Posted by: linda mcculloch at November 24, 2007 04:48 PM


Posted by: a troll named abraham at November 24, 2007 07:21 PM


Posted by: a troll named abraham at November 24, 2007 07:26 PM

I see a troll of the worst variety has infiltrated your blog, Michael. For some reason, and I frankly don't know what it is, some people get a type of perverse pleasure from acting like juvenile delinquents. They are sick and need help.

Posted by: templar knight at November 24, 2007 08:12 PM

Wow! Someone is a MORON. Just let me say on behalf of Mike that whoever posted the last two spoofs is a MORON!

I am not sure what motivates a person to do something like that except a REALLY juevenille mindset.

Actually, Linda, the necklace in the banner of Michael's masthead is indeed from Lebanon. They were popular among members of the March 14th, anti-Syria, pro-democracy set. It symbolized, of course, a dropping of the hostility between the (Sunni) Muslim and Christian clans.

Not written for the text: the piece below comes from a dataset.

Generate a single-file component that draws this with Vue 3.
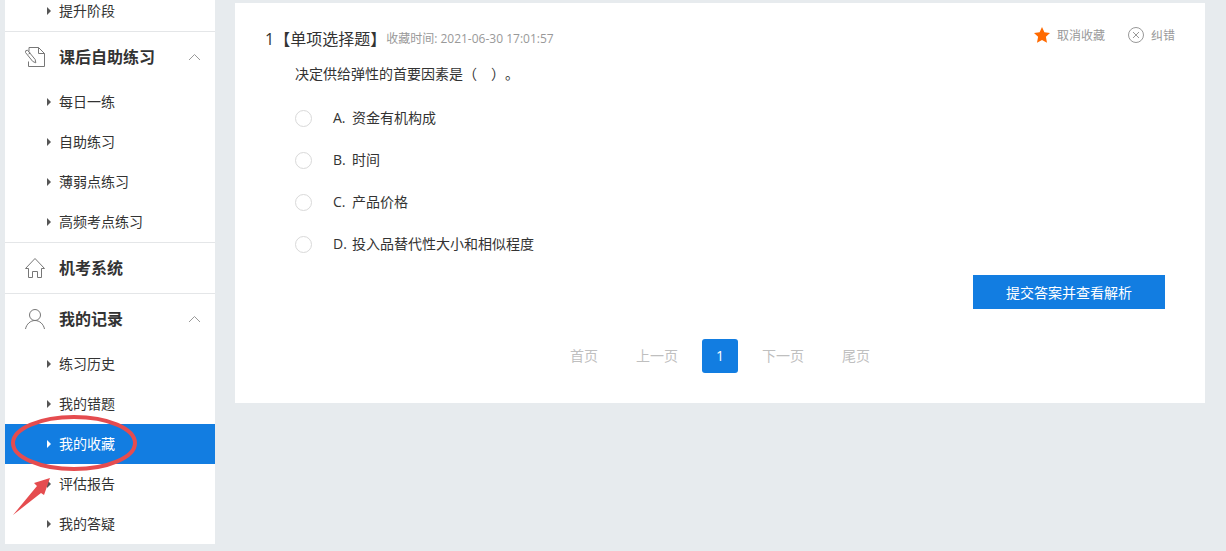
<script setup>
import { ref } from 'vue'

const sections = [
  { items: ['提升阶段'] },
  { title: '课后自助练习', icon: 'note', open: true, items: ['每日一练', '自助练习', '薄弱点练习', '高频考点练习'] },
  { title: '机考系统', icon: 'home', items: [] },
  { title: '我的记录', icon: 'user', open: true, items: ['练习历史', '我的错题', '我的收藏', '评估报告', '我的答疑'] },
]
const active = '我的收藏'

const options = [
  { key: 'A', text: '资金有机构成' },
  { key: 'B', text: '时间' },
  { key: 'C', text: '产品价格' },
  { key: 'D', text: '投入品替代性大小和相似程度' },
]
const answer = ref('')

const pages = ['首页', '上一页', '1', '下一页', '尾页']
</script>

<template>
  <div class="page">
    <nav class="sidebar">
      <section v-for="(s, i) in sections" :key="i" class="group">
        <button v-if="s.title" type="button" class="group-title">
          <svg v-if="s.icon === 'note'" class="icon" viewBox="0 0 22 22">
            <path d="M5 5.500V1.500H14.500L20.500 7.500V20.500H4.500V15.500M14.500 1.500V7.500H20.500" />
            <path d="M1.500 6.500Q1 4 3.500 4.200L11.200 13.500L11.800 16.800L8.800 15.500Z" />
            <path d="M4.500 8L6.300 7" />
          </svg>
          <svg v-else-if="s.icon === 'home'" class="icon" viewBox="0 0 22 22">
            <path d="M11 1.500L1.500 11.500H4.500V20.500H8.500V14.500H13.500V20.500H17.500V11.500H20.500Z" />
          </svg>
          <svg v-else class="icon" viewBox="0 0 22 22">
            <circle cx="11" cy="7" r="5.500" />
            <path d="M1.500 21C2.500 16 6.500 12.500 11 12.500S19.500 16 20.500 21" />
          </svg>
          <span class="name">{{ s.title }}</span>
          <svg v-if="s.open" class="chevron" viewBox="0 0 13 8">
            <path d="M1 7L6.500 1.500L12 7" />
          </svg>
        </button>
        <ul v-if="s.items.length" class="list">
          <li v-for="item in s.items" :key="item">
            <a href="#" class="link" :class="{ active: item === active }"><span>{{ item }}</span></a>
          </li>
        </ul>
      </section>
      <svg class="mark" viewBox="0 0 130 104">
        <ellipse cx="65" cy="29" rx="61" ry="26" />
        <path d="M41 64L25 69L28 72L4 101L32 79L35 81Z" />
      </svg>
    </nav>

    <main class="card">
      <header class="head">
        <h1 class="kind">1【单项选择题】</h1>
        <span class="time">收藏时间: 2021-06-30 17:01:57</span>
        <div class="actions">
          <button type="button" class="action">
            <svg class="small-icon star" viewBox="0 0 18 18">
              <path d="M9 1L11.400 6.200L17 6.900L12.900 10.800L14 16.700L9 13.900L4 16.700L5.100 10.800L1 6.900L6.600 6.200Z" />
            </svg>
            取消收藏
          </button>
          <button type="button" class="action">
            <svg class="small-icon wrong" viewBox="0 0 18 18">
              <circle cx="9" cy="9" r="7.500" />
              <path d="M6 6L12 12M12 6L6 12" />
            </svg>
            纠错
          </button>
        </div>
      </header>

      <form class="body" @submit.prevent>
        <p class="question">决定供给弹性的首要因素是（　）。</p>
        <div class="options">
          <label v-for="o in options" :key="o.key" class="option">
            <input v-model="answer" type="radio" name="answer" :value="o.key" />
            <span class="key">{{ o.key }}.</span>
            <span>{{ o.text }}</span>
          </label>
        </div>
        <button type="submit" class="submit">提交答案并查看解析</button>
      </form>

      <nav class="pager">
        <a v-for="p in pages" :key="p" href="#" :class="{ current: p === '1' }">{{ p }}</a>
      </nav>
    </main>
  </div>
</template>

<style>
body {
  background: #e7ebee;
}
</style>

<style scoped>
.page {
  display: flex;
  align-items: flex-start;
  padding: 0 21px 0 5px;
  overflow: hidden;
  font-family: "Open Sans", "Noto Sans CJK SC", sans-serif;
  font-size: 14px;
  color: #333;
  text-spacing-trim: space-all;
}

button {
  border: 0;
  padding: 0;
  background: none;
  font: inherit;
  color: inherit;
  cursor: pointer;
}

a {
  color: inherit;
  text-decoration: none;
}

.sidebar {
  position: relative;
  flex: 0 0 210px;
  margin-top: -9px;
  background: #fff;
}

.group + .group {
  border-top: 1px solid #e4e6e8;
}

.group-title {
  display: flex;
  align-items: center;
  width: 100%;
  height: 50px;
  padding: 0 14px 0 19px;
  font-size: 16px;
  font-weight: 700;
  text-align: left;
}

.icon {
  width: 22px;
  height: 22px;
  margin-right: 13px;
  fill: none;
  stroke: #777;
}

.name {
  flex: 1;
}

.name,
.link span,
.option span {
  padding-bottom: 2px;
}

.chevron {
  width: 13px;
  height: 8px;
  fill: none;
  stroke: #999;
}

.list {
  margin: 0;
  padding: 0;
  list-style: none;
}

.link {
  display: flex;
  align-items: center;
  height: 40px;
  padding-left: 42px;
}

.link::before {
  content: "";
  margin-right: 8px;
  border: 4px solid transparent;
  border-right: 0;
  border-left-color: #555;
}

.link.active {
  background: #127de1;
  color: #fff;
}

.link.active::before {
  border-left-color: #fff;
}

.mark {
  position: absolute;
  left: 4px;
  bottom: 26px;
  width: 130px;
  height: 104px;
  pointer-events: none;
}

.mark ellipse {
  fill: none;
  stroke: #e54c4f;
  stroke-width: 4;
}

.mark path {
  fill: #e54c4f;
}

.card {
  flex: 1;
  min-width: 0;
  margin: 3px 0 0 20px;
  padding: 15px 30px 30px;
  background: #fff;
}

.head {
  display: flex;
  align-items: center;
  height: 40px;
  color: #999;
  font-size: 12px;
}

.kind {
  margin: 0;
  font-size: 16px;
  font-weight: 400;
  color: #333;
}

.actions {
  display: flex;
  gap: 22px;
  margin: 0 0 6px auto;
}

.action {
  display: flex;
  align-items: center;
  gap: 6px;
}

.small-icon {
  width: 18px;
  height: 18px;
}

.star {
  fill: #ff6a00;
}

.wrong {
  fill: none;
  stroke: #999;
}

.body {
  display: flex;
  flex-direction: column;
  padding: 0 10px 0 30px;
}

.question {
  margin: 0;
  line-height: 32px;
}

.options {
  margin: 7px 0 10px;
}

.option {
  display: flex;
  align-items: center;
  height: 42px;
}

.option input {
  appearance: none;
  width: 17px;
  height: 17px;
  margin: 0 21px 0 0;
  border: 1px solid #d9d9d9;
  border-radius: 50%;
}

.option input:checked {
  border: 5px solid #127de1;
}

.key {
  width: 19px;
}

.submit {
  align-self: flex-end;
  width: 192px;
  height: 34px;
  background: #127de1;
  color: #fff;
}

.pager {
  display: flex;
  justify-content: center;
  gap: 10px;
  margin-top: 30px;
  line-height: 34px;
  color: #bfbfbf;
}

.pager a {
  padding: 0 14px;
}

.pager .current {
  border-radius: 3px;
  background: #127de1;
  color: #fff;
}
</style>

I cant recall right now, after a bottle of red wine, if it was a gift or a purchase, but Michael is quite proud or supportive of the necklace and its symbolism. He worries sincerely about the future of Lebanon for all concerned parties - Muslim, Christian, or otherwise.

Mike, Have a Happy T-day wherever you are. I will treat you and Shelley to red wine and turkey when you make it back home.


Posted by: Sean at November 24, 2007 08:16 PM


I'm not sure if the one in the picture is a gift or one of several Michael purchased. The purpose of the symbol is to show that the people of Lebanon are not going to let sectarianism be the mechanism for their destruction.

Hezbollah found another mechanism, so far it is just annoying the hell out of the Lebanese and hasn't caused the destruction that excuses other kinds of failure.

Posted by: Patrick S Lasswell at November 24, 2007 10:35 PM

Happy Thanksgiving Mike and the Devil Dogs operating in Fallujah! You are all in our prayers.

BTW- A buddy of mine is deploying to Fallujah by Christmas. He's a Navy corpsman and chaplain's assistant- wonderful guy, outstanding father and a dedicated Marine. Hope you get a chance to meet him.